[mythtv-users] CentOS vs Fedora, RAID vs LVM

John Drescher drescherjm at gmail.com
Wed Apr 1 18:16:31 UTC 2009


On Wed, Apr 1, 2009 at 2:12 PM, John Drescher <drescherjm at gmail.com> wrote:
> On Wed, Apr 1, 2009 at 2:01 PM, Brian Wood <beww at beww.org> wrote:
>> On Wednesday 01 April 2009 11:52:00 Travis Tabbal wrote:
>>> On Wed, Apr 1, 2009 at 11:21 AM, John Drescher <drescherjm at gmail.com> wrote:
>>> > I have had the good success with xfs for 2 years of mythtv storage on
>>> > 7 of my storage groups. I was converting all the rest of my reiserfs
>>> > storage groups to xfs but now I will be making them all ext4. ext4 is
>>> > fast at large files like xfs and is not slow at deleting like ext3 or
>>> > reiserfs. ext4 is also fast at small files unlike xfs which tends to
>>> > be slow on operations with thousands of small files.
>>>
>>> Let us know how that goes. I'm still waiting for a bit on ext4 like I do
>>> with every new FS. They always seem to have a little bug here or there that
>>> causes data loss. I don't store any large amounts of small files on my XFS
>>> drives, just recordings. So I can afford to wait for now.
>>
>> I used to wait 'till something was actually incorporated into the kernel,
>> because I took that as an indication it was "mature" enough for me to use.
>>
>> That philosophy seems to have changed though, making early adopters of new
>> kernels essentially alpha or beta testers, making the kernel a marketing tool
>> for new developments.
>>
>> I'd like to see us go back to the "odd/even" model of kernel development, but
>> that's not going to happen, since Linus considers reliability testing to
>> be "boring".
>>
>
> I have been using ext4 on my new main development box at home (also
> the master backend) since I installed it in late November.

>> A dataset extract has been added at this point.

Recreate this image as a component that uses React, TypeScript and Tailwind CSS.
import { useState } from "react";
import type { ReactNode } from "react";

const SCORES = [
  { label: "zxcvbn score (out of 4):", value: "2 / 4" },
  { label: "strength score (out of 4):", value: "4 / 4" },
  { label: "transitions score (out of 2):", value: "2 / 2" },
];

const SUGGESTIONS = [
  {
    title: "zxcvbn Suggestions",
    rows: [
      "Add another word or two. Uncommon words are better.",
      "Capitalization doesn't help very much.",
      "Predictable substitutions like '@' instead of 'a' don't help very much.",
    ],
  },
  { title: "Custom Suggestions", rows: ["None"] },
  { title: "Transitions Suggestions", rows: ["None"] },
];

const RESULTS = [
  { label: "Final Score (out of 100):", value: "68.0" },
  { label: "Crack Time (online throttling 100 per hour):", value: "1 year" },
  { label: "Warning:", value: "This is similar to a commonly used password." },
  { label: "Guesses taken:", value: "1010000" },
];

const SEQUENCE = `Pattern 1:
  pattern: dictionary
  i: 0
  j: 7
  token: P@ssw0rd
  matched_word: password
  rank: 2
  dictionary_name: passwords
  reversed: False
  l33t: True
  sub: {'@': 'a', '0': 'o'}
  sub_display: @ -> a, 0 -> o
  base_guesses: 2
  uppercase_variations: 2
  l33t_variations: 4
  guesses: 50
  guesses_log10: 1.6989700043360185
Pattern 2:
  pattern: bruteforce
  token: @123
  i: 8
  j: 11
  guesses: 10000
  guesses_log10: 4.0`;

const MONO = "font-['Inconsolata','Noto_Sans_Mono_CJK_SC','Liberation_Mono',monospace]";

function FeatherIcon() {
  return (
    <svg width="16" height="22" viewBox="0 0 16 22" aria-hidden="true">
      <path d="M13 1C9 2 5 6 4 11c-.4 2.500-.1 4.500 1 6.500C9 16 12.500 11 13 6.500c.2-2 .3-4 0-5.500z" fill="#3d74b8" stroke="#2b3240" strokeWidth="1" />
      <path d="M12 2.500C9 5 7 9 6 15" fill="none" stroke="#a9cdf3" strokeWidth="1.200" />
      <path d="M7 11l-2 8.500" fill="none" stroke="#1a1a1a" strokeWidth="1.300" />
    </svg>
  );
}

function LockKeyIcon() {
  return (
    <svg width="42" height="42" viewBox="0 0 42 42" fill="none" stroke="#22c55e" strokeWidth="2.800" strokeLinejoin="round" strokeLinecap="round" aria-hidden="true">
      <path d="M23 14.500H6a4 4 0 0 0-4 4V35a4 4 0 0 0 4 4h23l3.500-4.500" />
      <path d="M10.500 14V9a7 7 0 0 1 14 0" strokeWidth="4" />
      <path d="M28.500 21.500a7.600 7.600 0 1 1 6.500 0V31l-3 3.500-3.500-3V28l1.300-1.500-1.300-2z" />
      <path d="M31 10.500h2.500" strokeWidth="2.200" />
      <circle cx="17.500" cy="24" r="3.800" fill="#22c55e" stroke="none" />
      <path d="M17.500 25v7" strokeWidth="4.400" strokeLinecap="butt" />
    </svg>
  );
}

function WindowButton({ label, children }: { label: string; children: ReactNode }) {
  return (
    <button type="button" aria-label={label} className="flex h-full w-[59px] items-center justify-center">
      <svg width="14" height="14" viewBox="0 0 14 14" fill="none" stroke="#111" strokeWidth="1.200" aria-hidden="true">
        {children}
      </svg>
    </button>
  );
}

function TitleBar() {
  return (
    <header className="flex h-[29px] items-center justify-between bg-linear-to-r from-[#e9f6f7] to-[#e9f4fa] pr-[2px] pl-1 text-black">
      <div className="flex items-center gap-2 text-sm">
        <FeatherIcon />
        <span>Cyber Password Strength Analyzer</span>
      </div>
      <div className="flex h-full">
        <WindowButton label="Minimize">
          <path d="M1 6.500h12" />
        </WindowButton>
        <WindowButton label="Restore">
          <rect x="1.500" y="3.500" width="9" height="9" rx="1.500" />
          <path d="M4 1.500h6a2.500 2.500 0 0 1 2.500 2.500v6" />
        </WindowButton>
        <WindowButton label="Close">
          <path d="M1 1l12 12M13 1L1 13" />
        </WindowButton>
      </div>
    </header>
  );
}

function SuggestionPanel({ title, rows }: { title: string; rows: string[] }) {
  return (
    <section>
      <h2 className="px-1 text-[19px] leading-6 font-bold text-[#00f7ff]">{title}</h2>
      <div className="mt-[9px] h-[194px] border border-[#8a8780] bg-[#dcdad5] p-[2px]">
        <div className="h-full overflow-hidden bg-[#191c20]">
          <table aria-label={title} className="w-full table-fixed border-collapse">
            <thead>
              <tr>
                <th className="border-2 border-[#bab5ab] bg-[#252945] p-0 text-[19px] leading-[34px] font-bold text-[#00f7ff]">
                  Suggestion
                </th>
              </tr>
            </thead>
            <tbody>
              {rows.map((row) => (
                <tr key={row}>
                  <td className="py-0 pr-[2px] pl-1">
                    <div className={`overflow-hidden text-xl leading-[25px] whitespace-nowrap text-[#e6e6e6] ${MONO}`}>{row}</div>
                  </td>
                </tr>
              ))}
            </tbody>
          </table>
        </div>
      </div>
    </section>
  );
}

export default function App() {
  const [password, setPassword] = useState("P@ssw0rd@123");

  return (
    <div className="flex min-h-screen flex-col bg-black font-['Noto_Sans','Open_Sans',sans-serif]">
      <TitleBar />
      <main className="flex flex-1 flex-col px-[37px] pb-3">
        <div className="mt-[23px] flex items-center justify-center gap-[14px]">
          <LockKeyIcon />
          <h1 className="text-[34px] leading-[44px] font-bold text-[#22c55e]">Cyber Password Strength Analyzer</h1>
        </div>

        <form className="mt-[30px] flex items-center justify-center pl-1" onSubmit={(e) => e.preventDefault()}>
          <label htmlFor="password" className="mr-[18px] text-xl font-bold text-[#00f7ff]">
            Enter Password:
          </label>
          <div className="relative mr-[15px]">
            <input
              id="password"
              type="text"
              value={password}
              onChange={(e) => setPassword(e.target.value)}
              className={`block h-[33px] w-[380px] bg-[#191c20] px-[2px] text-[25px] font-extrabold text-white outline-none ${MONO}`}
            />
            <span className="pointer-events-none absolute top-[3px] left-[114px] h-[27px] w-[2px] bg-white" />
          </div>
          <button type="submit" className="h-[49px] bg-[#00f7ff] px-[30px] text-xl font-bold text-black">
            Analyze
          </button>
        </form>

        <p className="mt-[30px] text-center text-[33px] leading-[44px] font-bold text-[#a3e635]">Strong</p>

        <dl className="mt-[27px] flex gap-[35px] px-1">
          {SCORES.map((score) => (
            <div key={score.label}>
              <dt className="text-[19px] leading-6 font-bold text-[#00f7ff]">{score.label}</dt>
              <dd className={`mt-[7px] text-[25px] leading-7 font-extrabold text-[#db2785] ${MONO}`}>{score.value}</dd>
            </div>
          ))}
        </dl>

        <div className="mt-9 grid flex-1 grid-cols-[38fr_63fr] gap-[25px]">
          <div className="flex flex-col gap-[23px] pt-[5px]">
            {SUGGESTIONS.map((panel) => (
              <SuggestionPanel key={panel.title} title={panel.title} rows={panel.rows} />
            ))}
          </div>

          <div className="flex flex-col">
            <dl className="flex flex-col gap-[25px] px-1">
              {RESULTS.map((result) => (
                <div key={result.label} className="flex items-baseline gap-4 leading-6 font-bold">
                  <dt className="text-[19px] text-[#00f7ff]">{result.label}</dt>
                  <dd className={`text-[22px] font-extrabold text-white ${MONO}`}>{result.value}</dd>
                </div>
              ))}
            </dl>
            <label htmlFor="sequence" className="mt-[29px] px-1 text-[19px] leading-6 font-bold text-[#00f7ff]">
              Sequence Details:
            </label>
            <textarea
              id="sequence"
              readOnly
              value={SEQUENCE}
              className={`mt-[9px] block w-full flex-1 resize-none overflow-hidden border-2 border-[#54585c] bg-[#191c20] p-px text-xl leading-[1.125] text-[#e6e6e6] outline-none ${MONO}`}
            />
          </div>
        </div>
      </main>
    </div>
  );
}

I am
> running a 2.6.26 openvz kernel. I have probably 500GB on ext4 in 5 or
> so partitions. One of these is a 200 to 300GB mythtv storage group
> that has become pretty much the default since it was empty while the
> others are full. In this time I have had only 1 problem with ext4. I
> had a filesystem lockup when trying to grow the filesystem while
> running a virtualbox on the same system. The good thing is that even
> though I ended up having to reboot no data was lost and I was able to
> do the resize2fs after the reboot. I think I had to use the magic
> sysrq keys to force a reboot for that though.
>

BTW, I was not clear about one thing. The OS filesystem is not ext4.
Its actually xfs, bad choice for the OS I know. Actually I have 7 hard
drives in this system and usually only 2 of them are powered up
(removable hot swap bay with switches and hdparm powerdown) so ext4 is
not the only or even main filesystem in use.